Trainspotting de ayer y hoy


La nostalgia mueve montañas, derriba edificios, hace zancadillas, te ancla, no te permite avizorar lo nuevo, porque siempre vuelves atrás, lo deseas, comparas, bebes el whisky al seco, no por ahora, sino por ayer, por esa marca de fuego que tienes grabada en tu corazón chamuscado, empequeñecido, en tu culo humillado, en tus testículos que no experimentaron nuevos paraísos. Hay circunstancias que se detienen en el tiempo. Que carecen de resolución y futuro. Rincones olvidados para siempre. Criogenia emocional le llamé alguna vez. Los autores clásicos en ediciones baratas, la música de tus primeros bailes, los juguetes que se empolvan y que no te atreves a donarlos. Porque involucraría una lucha encarnizada contigo mismo, con aquel que se resiste a irse. Hace tanto frío esta tarde de mayo. Lorena bebe su Ecco caliente. Tatón no ha salido de su madriguera. Se divisan remolinos de nieve en las cumbres, álamos desnudos anteponiéndose a la niebla, acacios mojados exhibiendo la miseria invernal de sus vainas vacías. 

Trainspotting la vimos en el Normandie a mediados del 97. La calle Tarapacá olía a fritanga de sopaipillas. A chicha de uva manipulada en laboratorio. El huaso Marciel estaba entusiasmado con verla. Tito Cartagena era escéptico frente a esas aventurillas de drogos delincuentes. Zambo Peluca nos marcaba el paso izquierdo, disciplinadamente, como el burlón fiel, bello y sensible que era. A Jeannette le divertía aventurarse al lado oscuro del centro santiaguino.

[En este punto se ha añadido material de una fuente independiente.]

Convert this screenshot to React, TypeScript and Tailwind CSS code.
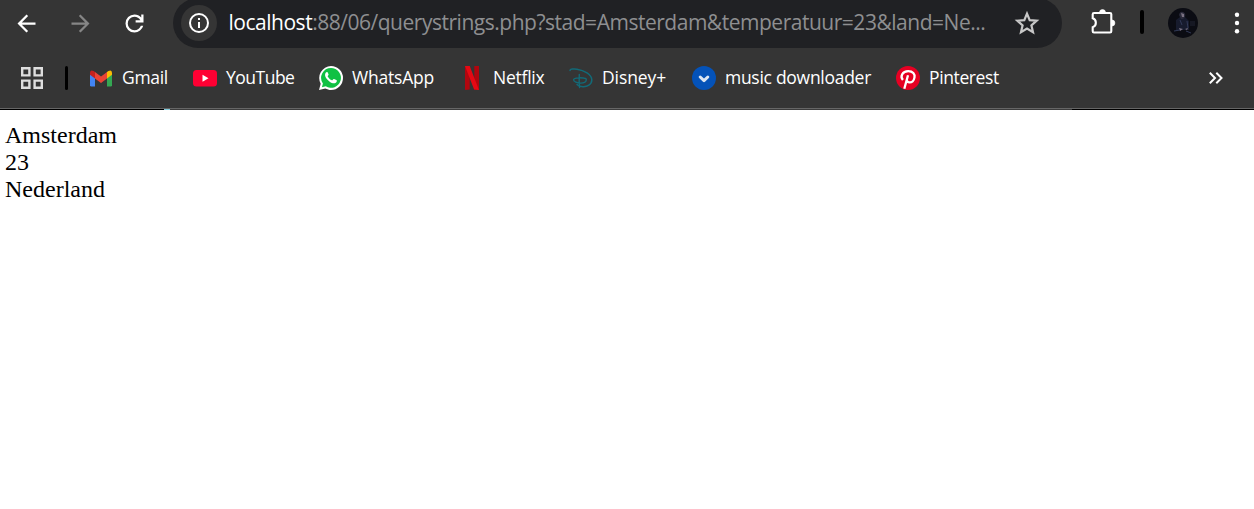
import type { ReactNode } from 'react';

const label = 'whitespace-nowrap text-white leading-6 -mt-0.5';

function Bookmark({ icon, text, width, tracking }: { icon: ReactNode; text: string; width: string; tracking: string }) {
  return (
    <a className={`flex shrink-0 items-center gap-[9px] ${width}`}>
      <span className="flex h-6 w-6 shrink-0 items-center justify-center">{icon}</span>
      <span className={`${label} ${tracking}`}>{text}</span>
    </a>
  );
}

const Gmail = () => (
  <svg width="22" height="17" viewBox="0 0 22 17">
    <path d="M0 4v11.2Q0 16.5 1.4 16.5H5V7z" fill="#4285f4" />
    <path d="M17 7v9.500h3.600q1.400 0 1.400-1.300V4z" fill="#34a853" />
    <path d="M5 2v6.500l6 4.500 6-4.500V2l-6 4.500z" fill="#ea4335" />
    <path d="M0 3v1.800l5 3.700V2L3.600 1Q0-.8 0 3z" fill="#c5221f" />
    <path d="M22 3v1.800l-5 3.700V2l1.400-1Q22-.8 22 3z" fill="#fbbc04" />
  </svg>
);

const YouTube = () => (
  <svg width="24" height="17" viewBox="0 0 24 17">
    <rect width="24" height="16.500" rx="3.500" fill="#ff0033" />
    <path d="M9.500 4.800v7l6-3.500z" fill="#fff" />
  </svg>
);

const WhatsApp = () => (
  <svg width="24" height="24" viewBox="0 0 24 24">
    <path d="M12 0a12 12 0 0 1 0 24c-2 0-4-.6-5.700-1.500L0 24l1.700-6.200A12 12 0 0 1 12 0z" fill="#fff" />
    <path d="M12 2a9.900 9.900 0 1 1-5.200 18.300L2.900 21.300l1-3.800A9.900 9.900 0 0 1 12 2z" fill="#10c143" />
    <path d="M8.700 6.500c-.5-.8-1.300-.5-1.800.1C4.400 9.600 8 13.700 10.700 15.800c2.600 1.800 5.600 2.300 6.800.2.600-1.200.4-1.600-.2-1.900l-2.200-1c-.6-.3-.8 0-1.300.7-.5.600-.7.700-1.400.3-1.800-.9-2.800-2-3.700-3.600-.2-.5.600-1 .9-1.700.1-.5-.6-1.700-.9-2.300z" fill="#fff" />
  </svg>
);

const Netflix = () => (
  <svg width="14" height="24" viewBox="0 0 14 24">
    <path d="M0 0h4.700v23.500L0 24zM9.300 0H14v24l-4.700-.5z" fill="#b1060f" />
    <path d="M0 0h4.700L14 24q-2.400-.5-4.900-.5z" fill="#e50914" />
  </svg>
);

const Disney = () => (
  <svg width="24" height="24" viewBox="0 0 24 24" fill="none" stroke="#126a78" strokeLinecap="round">
    <path d="M1 4.500C1 3 4.500 2.700 8 3.200c7 1 14.800 5.500 14.800 10.800 0 4.500-4.800 7-9 6.700-2.800-.1-4.700-.9-5.800-2.200" strokeWidth="1.500" />
    <path d="M10.300 8.500c-.3 4.300-.2 8.500.3 13M16.800 12.600c-3-1.100-12-1.300-12.200 1-.2 2.200 3.600 3.600 7 3.500 3.200 0 5.600-1.200 5.700-3.300 0-.6-.2-1-.5-1.200" strokeWidth="1.400" />
  </svg>
);

const Downloader = () => (
  <svg width="24" height="24" viewBox="0 0 24 24">
    <circle cx="12" cy="12" r="12" fill="#0452b8" />
    <path d="M8.200 11l3.800 3.600L15.800 11" fill="none" stroke="#dbe5f2" strokeWidth="3" strokeLinecap="round" strokeLinejoin="round" />
  </svg>
);

const Pinterest = () => (
  <svg width="24" height="24" viewBox="0 0 24 24">
    <circle cx="12" cy="12" r="12" fill="#e60023" />
    <path d="M12 9.200L8.300 22.800M6.900 14C3.900 10.500 6.300 5.100 12.300 5.100c4.500 0 6.800 3 6.200 6.300-.5 3.500-3 5.200-5 5-1.700-.2-2.500-1.200-2.700-2.200" fill="none" stroke="#fff" strokeWidth="2.300" />
  </svg>
);

function Toolbar() {
  return (
    <div className="flex h-12 items-start overflow-hidden">
      <div className="flex h-[46px] w-[173px] shrink-0 items-center fill-white pl-[12.500px]">
        <svg width="27" height="27" viewBox="0 0 24 24">
          <path d="M7.825 13L13.425 18.6L12 20L4 12L12 4L13.425 5.4L7.825 11H20V13Z" />
        </svg>
        <svg className="ml-[27px] fill-[#868686]" width="27" height="27" viewBox="0 0 24 24">
          <path d="M16.175 13H4V11H16.175L10.575 5.400L12 4L20 12L12 20L10.575 18.600Z" />
        </svg>
        <svg className="ml-[27px]" width="27" height="27" viewBox="0 0 24 24">
          <path d="M12 20q-3.350 0-5.675-2.325T4 12t2.325-5.675T12 4q1.725 0 3.300.712T18 6.750V4h2v7h-7V9h4.200q-.8-1.400-2.187-2.200T12 6Q9.500 6 7.750 7.750T6 12t1.750 4.250T12 18q1.925 0 3.475-1.100T17.650 14h2.100q-.7 2.650-2.850 4.325T12 20" />
        </svg>
      </div>
      <div className="-mt-[2px] flex h-[50px] w-[889px] shrink-0 items-center rounded-full bg-[#202124] pl-2">
        <div className="flex h-9 w-9 shrink-0 items-center justify-center rounded-full bg-[#353535]">
          <svg width="20" height="20" viewBox="0 0 20 20">
            <circle cx="10" cy="10" r="9" fill="none" stroke="#fff" strokeWidth="2" />
            <path d="M9 5h2v2H9zM9 9h2v6H9z" fill="#fff" />
          </svg>
        </div>
        <div className="-mt-0.5 ml-[11.500px] w-[780.500px] whitespace-nowrap text-[21px] leading-7 tracking-[-0.480px] text-[#8e8f91]">
          <span className="text-white">localhost</span>:88/06/querystrings.php?stad=Amsterdam&amp;temperatuur=23&amp;land=Ne...
        </div>
        <svg className="ml-[4px] shrink-0" width="28" height="28" viewBox="0 0 28 28">
          <path d="M14 4.600l2.700 6.500 7 .6-5.300 4.600 1.600 6.800-6-3.600-6 3.600 1.600-6.800-5.300-4.600 7-.6z" fill="none" stroke="#c7c7c7" strokeWidth="2.200" />
        </svg>
      </div>
      <div className="flex h-[46px] items-center">
        <svg className="-mt-[1px] ml-[28px]" width="27" height="27" viewBox="0 0 27 27">
          <path d="M4 4H20q1.300 0 1.300 1.300v16.900q0 1.300-1.300 1.300H4q-1.300 0-1.300-1.300v-4c4.200-1.400 4.200-7.500 0-8.900v-4q0-1.300 1.300-1.300z" fill="none" stroke="#fff" strokeWidth="2.100" />
          <path d="M9.500 3.500a3 2.900 0 0 1 6 0zM22 11a2.900 3 0 0 1 0 6z" fill="#fff" stroke="#fff" strokeWidth=".6" />
        </svg>
        <div className="-mt-[2px] ml-[23px] h-6 w-[3.500px] rounded-full bg-black" />
        <svg className="ml-[24.500px]" width="30" height="30" viewBox="0 0 30 30">
          <defs>
            <clipPath id="face"><circle cx="15" cy="15" r="15" /></clipPath>
          </defs>
          <g clipPath="url(#face)">
            <rect width="30" height="30" fill="#0b0c13" />
            <path d="M8 22V12l4-3h5l4 4v9z" fill="#171b2d" />
            <path d="M11 7q1-4 4-3 3 1 2 5l-2 2h-2z" fill="#2a2a3a" />
            <path d="M13 5l3 1v3h-2zM11 20l4 1-3 2zM17 21l3-1-1 2z" fill="#7a7282" />
            <path d="M12 12l2 5m5-4l1 7M6 23l6-1m6 1l5 2" fill="none" stroke="#323a58" strokeWidth="1" />
            <path d="M22 13h5v5h-5z" fill="#161823" />
          </g>
        </svg>
        <svg className="ml-[36px]" width="6" height="24" viewBox="0 0 6 24" fill="#fff">
          <circle cx="3" cy="3.800" r="2.200" /><circle cx="3" cy="12" r="2.200" /><circle cx="3" cy="20.200" r="2.200" />
        </svg>
      </div>
    </div>
  );
}

export default function App() {
  return (
    <div className="flex h-[509px] w-[1254px] flex-col overflow-hidden bg-white">
      <header className="h-[108px] shrink-0 bg-[#353535] font-['Open_Sans','Noto_Sans',sans-serif]">
        <Toolbar />
        <nav className="flex h-[60px] items-center text-[17.500px]">
          <svg className="ml-[21px] shrink-0" width="22" height="22" viewBox="0 0 22 22" fill="none" stroke="#dedede" strokeWidth="2.400">
            <path d="M1.200 1.200h7.200v7.200H1.200zM13.600 1.200h7.200v7.200h-7.200zM1.200 13.600h7.200v7.200H1.200zM13.600 13.600h7.200v7.200h-7.200z" />
          </svg>
          <div className="ml-[22px] mr-[21px] h-6 w-[3px] shrink-0 rounded-full bg-black" />
          <Bookmark icon={<Gmail />} text="Gmail" width="w-[104px]" tracking="tracking-[-0.300px]" />
          <Bookmark icon={<YouTube />} text="YouTube" width="w-[126px]" tracking="tracking-[-0.500px]" />
          <Bookmark icon={<WhatsApp />} text="WhatsApp" width="w-[141px]" tracking="tracking-[-0.200px]" />
          <Bookmark icon={<Netflix />} text="Netflix" width="w-[109px]" tracking="tracking-[-0.250px]" />
          <Bookmark icon={<Disney />} text="Disney+" width="w-[123px]" tracking="tracking-[-0.100px]" />
          <Bookmark icon={<Downloader />} text="music downloader" width="w-[204px]" tracking="tracking-[-0.280px]" />
          <Bookmark icon={<Pinterest />} text="Pinterest" width="w-[313px]" tracking="tracking-[-0.380px]" />
          <svg width="14" height="12" viewBox="0 0 14 12" fill="none" stroke="#fff" strokeWidth="2">
            <path d="M.8.800L6 6 .8 11.200M7.300.800L12.500 6l-5.200 5.200" />
          </svg>
        </nav>
      </header>
      <div className="h-px shrink-0 bg-[#666666]" />
      <div className="flex h-px shrink-0 bg-black">
        <div className="ml-[164px] h-px w-[6px] bg-[#83cbdc]" />
        <div className="h-px w-[902px] bg-[#3c3c3c]" />
      </div>
      <main className="pl-[5px] pt-[12px] font-['Liberation_Serif',serif] text-[24px] leading-[27px] text-black">
        <p>Amsterdam</p>
        <p>23</p>
        <p>Nederland</p>
      </main>
    </div>
  );
}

Marcela Erazo nos mantenía con cable a tierra con sus cuidados maternales. Bachito Albornoz tenía incrustada la leyenda de Cioran en el corazón y bebía y bebía porque la vida al fin y al cabo era un provisorio despeñadero. Una segunda leyenda menos glamorosa le adosaba un aura de actor porno, la diuca más grande del campus Juan Gómez Millas. El gigante Aldair nos amparaba financieramente y nos contaba los chistes más obscenos de América del Sur. El Hamlet Coyaiquino perdía las horas oscilando entre el deber y la farra. Bustos solía estar borracho y era fácil arrastrarlo al cine o a cualquier tugurio. Esa noche lo lanzamos a una butaca y se quedó dormido (según nos confidenció Marciel días más tarde, en su bendita curadera le agarró la callampa impunemente) A mi me interesaba la narración, las posibilidades de narrar una historia cualquiera, la conmoción desatada en otros países. Un festín visual con buena música para escarmenarse el pelo y sentir que estabas en onda con intelectualillos comunachos y toda la gama democrática de vagonetas ostentosos. Luego de verla nos fuimos a beber cerveza al 777. Ninguno era drogadicto ni ladrón, pero éramos buenos bebedores, medio santos, medio weones. Nos terminaron echando como siempre.

El Trainspotting del 97 era un chiste. Hoy no lo es. Hoy la veo con tristeza. Mi época se fue por la misma alcantarilla infesta de Mark Renton. Nada fue una maravilla en estos veinte años. Seguimos marcando pasos cada vez más lentos. El sistema nos mordió apenas graduados y nos mantiene arrinconados ante un pitbull de mil cabezas. Quisiéramos creer que las generaciones del XXI harán algo mejor por los demás y por si mismos, que tendrán cojones levantiscos para voltear las cosas, pero las señales no son auspiciosas. Y no es que estemos agobiados ni perdidos. Aun quedan cartuchos algo mojados para reventarlos más allá de nuestras canas. Pero esos muchachos del 97 siguen corriendo frente a nuestras narices. La joda sigue pareciendo eterna. No hay forma de tocarles el hombro para ponerlos sobre aviso. Quizá ni tendría sentido. Mejorar un poco cada vida, hacer un esfuerzo extra hacia la responsabilidad, hacia la empatía colectiva, no habría detenido a Trump, ni a Piñera, ni a Rajoy, ni a Macri, ni a Macron. Los Temer seguirían robando y Siria y Afganistán y cada putísimo peñasco de este planeta seguiría cayendo en picada hacia su inexorable extinción.